Monitoring and Evaluation
The monitoring of the third NAP will be done through a context-specific monitoring and evaluation (M&E) system based on specific, measurable, attainable, realistic and timely (SMART) indicators where the Netherlands meet with the focus countries to exchange experiences and knowledge on the implementation of the NAP. The signatories involved with the development and implementation of the NAP will also be part of this process. The NAP has two coordinating partners: the Dutch Gender Platform WO=MEN and the Ministry of Foreign Affairs which will design the M&E system based on the developed country strategies.
The Ministry of Foreign Affairs allocated a budget of €4 million a year for the period 2012–2015 for the implementation of the second NAP to support the joint projects with signatories in each focus country. The second NAP also noted that ‘organisations that signed up for this task received a modest budget for activities covered by the second Action Plan’. The third NAP states that The Ministry of Foreign Affairs will allocate an annual budget for the implementation of the third National Action Plan but does not further specify the allocation of funds for the NAP implementation.

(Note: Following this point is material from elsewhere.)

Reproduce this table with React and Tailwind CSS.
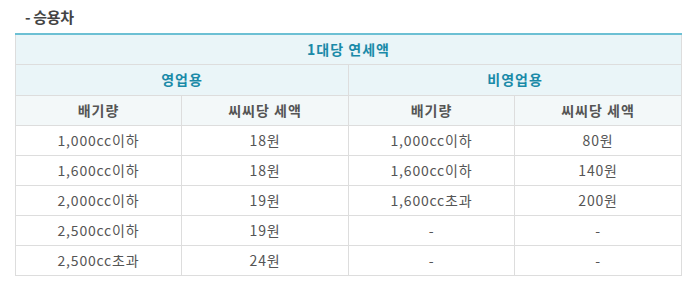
export default function App() {
  const rows = [
    ["1,000cc이하", "18원", "1,000cc이하", "80원"],
    ["1,600cc이하", "18원", "1,600cc이하", "140원"],
    ["2,000cc이하", "19원", "1,600cc초과", "200원"],
    ["2,500cc이하", "19원", "-", "-"],
    ["2,500cc초과", "24원", "-", "-"],
  ];
  const font = { fontFamily: '"Noto Sans CJK KR", "Noto Sans", sans-serif' };
  return (
    <div className="w-[694px] h-[285px] bg-white" style={font}>
      <div className="pt-[6px] pl-[25px] h-[33px] text-[15px] font-bold text-[#444] leading-[22px] tracking-[-0.3px]">
        - 승용차
      </div>
      <div className="pl-[15px] w-[681px]">
        <table className="w-[666px] border-collapse table-fixed border-t-2 border-t-[#6cc0d4]">
          <colgroup>
            <col className="w-[166px]" />
            <col className="w-[167px]" />
            <col className="w-[166px]" />
            <col className="w-[167px]" />
          </colgroup>
          <tbody>
            <tr className="h-[30px] bg-[#eaf5f8]">
              <td colSpan={4} className="border border-[#dddddd] border-t-[#6cc0d4] border-t-2 text-center text-[14px] font-bold text-[#1a8aa8] tracking-[1px] p-0">
                1대당 연세액
              </td>
            </tr>
            <tr className="h-[31px] bg-[#eaf5f8]">
              <td colSpan={2} className="border border-[#dddddd] text-center text-[14px] font-bold text-[#1a8aa8] tracking-[1px] p-0">
                영업용
              </td>
              <td colSpan={2} className="border border-[#dddddd] text-center text-[14px] font-bold text-[#1a8aa8] tracking-[1px] p-0">
                비영업용
              </td>
            </tr>
            <tr className="h-[30px] bg-[#f3f8f9]">
              {["배기량", "씨씨당 세액", "배기량", "씨씨당 세액"].map((t, i) => (
                <td key={i} className="border border-[#dddddd] text-center text-[14px] font-bold text-[#555555] tracking-[1px] p-0">
                  {t}
                </td>
              ))}
            </tr>
            {rows.map((r, i) => (
              <tr key={i} className="h-[30px] bg-white">
                {r.map((c, j) => (
                  <td key={j} className="border border-[#dddddd] text-center text-[14px] text-[#555555] tracking-[0.8px] p-0">
                    {c}
                  </td>
                ))}
              </tr>
            ))}
          </tbody>
        </table>
      </div>
    </div>
  );
}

To ensure greater participation by women in the security sector theres is a need for a fundamental shift in perceptions on peace processes and gender roles, notes the third NAP. It is furthermore stated, that ‘many approaches to disarmament, demobilisation and reintegration reaffirm gender stereotypes and confirm the perception of women as victims, potentially undermining the empowering leadership roles that women can play and reducing the space for men to reconsider the gender norms that prescribe certain behaviour’.